Washing Detergents


#1

What is the best washing detergent that can actually clean your clothes?

I have tried several types, and experimented using plain cold tap water and 40C water.
However I have noticed that the cleaning capabilities of most washing detergents is crap as is the smell of the detergent. I thought heating up the water would activate the detergent to clean, but this gives marginal improvement. Also I am afraid that the washing detergents in Taiwan have more bleach that anything; so they may damage my classy Hang-Ten shirts.
I have avoided buying powders as these have on occasion coagulated and stained my clothes, meaning I had to wash them again.

Where is ?

Ariel
Bold
Daz
Fairy
and other fabric conditioners

I thought Lever Brothers would like to get into the market, instead these dodgy fly by night manufacturers make detergents

I went home three months ago and stuffed my clothes in the washing machine. When I took them out they were sparkling clean, some areas of my clothing hadn’t seen the light for almost a year.
With most detergents sold in Europe and America, something called phosphorgens are added to make them look brighter and sparkling, also they have ingredints that are activated by warm water.
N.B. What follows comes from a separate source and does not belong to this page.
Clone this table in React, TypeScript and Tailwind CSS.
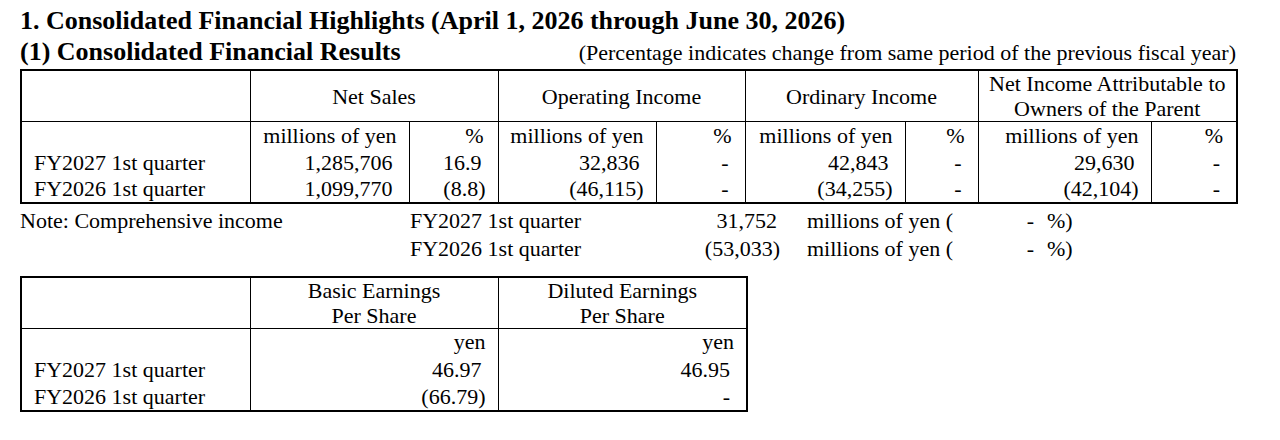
const results = [
  {
    label: "FY2027 1st quarter",
    values: ["1,285,706", "16.9", "32,836", "-", "42,843", "-", "29,630", "-"],
  },
  {
    label: "FY2026 1st quarter",
    values: ["1,099,770", "(8.8)", "(46,115)", "-", "(34,255)", "-", "(42,104)", "-"],
  },
]

const eps = [
  { label: "FY2027 1st quarter", values: ["46.97", "46.95"] },
  { label: "FY2026 1st quarter", values: ["(66.79)", "-"] },
]

const comprehensive = [
  { note: "Note: Comprehensive income", label: "FY2027 1st quarter", value: "31,752" },
  { note: "", label: "FY2026 1st quarter", value: "(53,033)" },
]

// positive figures keep room for a closing paren, like "#,##0_);(#,##0)"
function NumCell({ v }: { v: string }) {
  const pad = v.startsWith("(") ? "pr-[12px]" : "pr-[16px]"
  return <td className={`border-x border-black text-right align-middle ${pad}`}>{v}</td>
}

export default function App() {
  return (
    <div className="min-h-[440px] w-[1280px] bg-white pl-[20px] pt-[5px] font-['Liberation_Serif','Times_New_Roman',serif] text-[22px] text-black">
      <div className="w-[1216px]">
        <h1 className="text-[26px] font-bold leading-[31px]">
          1. Consolidated Financial Highlights (April 1, 2026 through June 30, 2026)
        </h1>
        <div className="flex items-baseline justify-between leading-[31px]">
          <h2 className="text-[26px] font-bold">(1) Consolidated Financial Results</h2>
          <span>(Percentage indicates change from same period of the previous fiscal year)</span>
        </div>

        <table className="mt-[1px] w-[1216px] table-fixed border-collapse border-2 border-black leading-[25px]">
          <colgroup>
            <col className="w-[229px]" />
            <col className="w-[159px]" />
            <col className="w-[89px]" />
            <col className="w-[158px]" />
            <col className="w-[89px]" />
            <col className="w-[160px]" />
            <col className="w-[73px]" />
            <col className="w-[173px]" />
            <col className="w-[86px]" />
          </colgroup>
          <thead>
            <tr className="h-[47px]">
              <th className="border border-black font-normal" />
              <th colSpan={2} className="border border-black text-center font-normal">Net Sales</th>
              <th colSpan={2} className="border border-black text-center font-normal">Operating Income</th>
              <th colSpan={2} className="border border-black text-center font-normal">Ordinary Income</th>
              <th colSpan={2} className="border border-black text-center font-normal">
                Net Income Attributable to
                <br />
                Owners of the Parent
              </th>
            </tr>
          </thead>
          <tbody>
            <tr className="h-[27px]">
              <td className="border-x border-black" />
              <td className="border-x border-black pr-[12px] text-right">millions of yen</td>
              <td className="border-x border-black pr-[14px] text-right">%</td>
              <td className="border-x border-black pr-[12px] text-right">millions of yen</td>
              <td className="border-x border-black pr-[13px] text-right">%</td>
              <td className="border-x border-black pr-[12px] text-right">millions of yen</td>
              <td className="border-x border-black pr-[13px] text-right">%</td>
              <td className="border-x border-black pr-[12px] text-right">millions of yen</td>
              <td className="border-x border-black pr-[13px] text-right">%</td>
            </tr>
            {results.map((r) => (
              <tr key={r.label} className="h-[27px]">
                <td className="border-x border-black pl-[12px]">{r.label}</td>
                {r.values.map((v, i) => (
                  <NumCell key={i} v={v} />
                ))}
              </tr>
            ))}
          </tbody>
        </table>

        <div className="mt-[3px]">
          {comprehensive.map((c) => (
            <div key={c.label} className="flex h-[28px] items-center">
              <span className="w-[390px]">{c.note}</span>
              <span className="w-[290px]">{c.label}</span>
              <span className={`w-[80px] text-right ${c.value.startsWith("(") ? "" : "pr-[3px]"}`}>{c.value}</span>
              <span className="ml-[27px] w-[200px]">millions of yen (</span>
              <span className="w-[27px] text-right">-</span>
              <span className="ml-[13px]">%)</span>
            </div>
          ))}
        </div>

        <table className="mt-[13px] w-[726px] table-fixed border-collapse border-2 border-black leading-[25px]">
          <colgroup>
            <col className="w-[229px]" />
            <col className="w-[248px]" />
            <col className="w-[249px]" />
          </colgroup>
          <thead>
            <tr className="h-[48px]">
              <th className="border border-black font-normal" />
              <th className="border border-black text-center font-normal">
                Basic Earnings
                <br />
                Per Share
              </th>
              <th className="border border-black text-center font-normal">
                Diluted Earnings
                <br />
                Per Share
              </th>
            </tr>
          </thead>
          <tbody>
            <tr className="h-[27px]">
              <td className="border-x border-black" />
              <td className="border-x border-black pr-[12px] text-right">yen</td>
              <td className="border-x border-black pr-[12px] text-right">yen</td>
            </tr>
            {eps.map((r) => (
              <tr key={r.label} className="h-[28px]">
                <td className="border-x border-black pl-[12px]">{r.label}</td>
                {r.values.map((v, i) => (
                  <NumCell key={i} v={v} />
                ))}
              </tr>
            ))}
          </tbody>
        </table>
      </div>
    </div>
  )
}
Also I hate top load washing machines which are a common sight in Taiwan. Is it possible to buy a front load machine?


#2

Ok.

Some helpful pointers to you:

  1. Coagulating powders. You are ideally supposed to put the powder into the machine first, let it fill half way with water, and THEN add your clothes. This way the powder dissolves first. If you lob the whole lot in and chuck the powder on top you are asking for trouble, particularly in a top loader.

  2. I think you will find that many of the detergents in the west have added enzymes to improve cleaning capability etc. These are a fairly recent (5 - 6 years) addition and is good from an aesthetic point of view. However, one of the downsides of this additional ingredient, is that the enzymes can irritate some skins - most notably those who suffer from hayfever or dry skins. I had to use cortisone cream for months, until we worked out what the problem was. As Asian skins are more prone to dryness (dermatological fact), this could be one of the reasons that these chemicals are not added here. Then again, I could be wrong.

Finally, I think you can buy things like Tide in Tienmu and at Costco.

I choose Attack and Bio Zet, but Kao (Hua Wang) - a good Japanese brand.

Hope this helps. By the way, I am a whizz with dirty floors too!!


#3

In that case thanks!!
if you can make it early enought tommorrow you can do all my floors, and while you are on a roll with this, I would like my clothes washed and my leopard skin underwear ironed with NO creases
Thanks in advance


#4

Washing powder in Taiwan, as far as I know, is formulated for cold water use for the obvious reason that no one has hot water hooked up to their washing machine (or very few).


#5

As for the top loaders, it’s just easier to lean inside a top loader to pull stuff out. Remember most people have their washing machine ion their balcony here. The popularity of front loaders, especially in Europe where house are small is that they have to fit under kitchen work surfaces so obviously can’t open upwards.


#6

I use Tide. Seems to get the job done, and I can buy it at the local Welcome Supermarket.

The other day on CNN, I saw a washing machine from South Korea that Ionizes the water to wash clothes without using any soap. Apparently the ions in the water breakdown the dirt molecules. Sounds environmentally friendly. One question, though - what the heck is ionized water?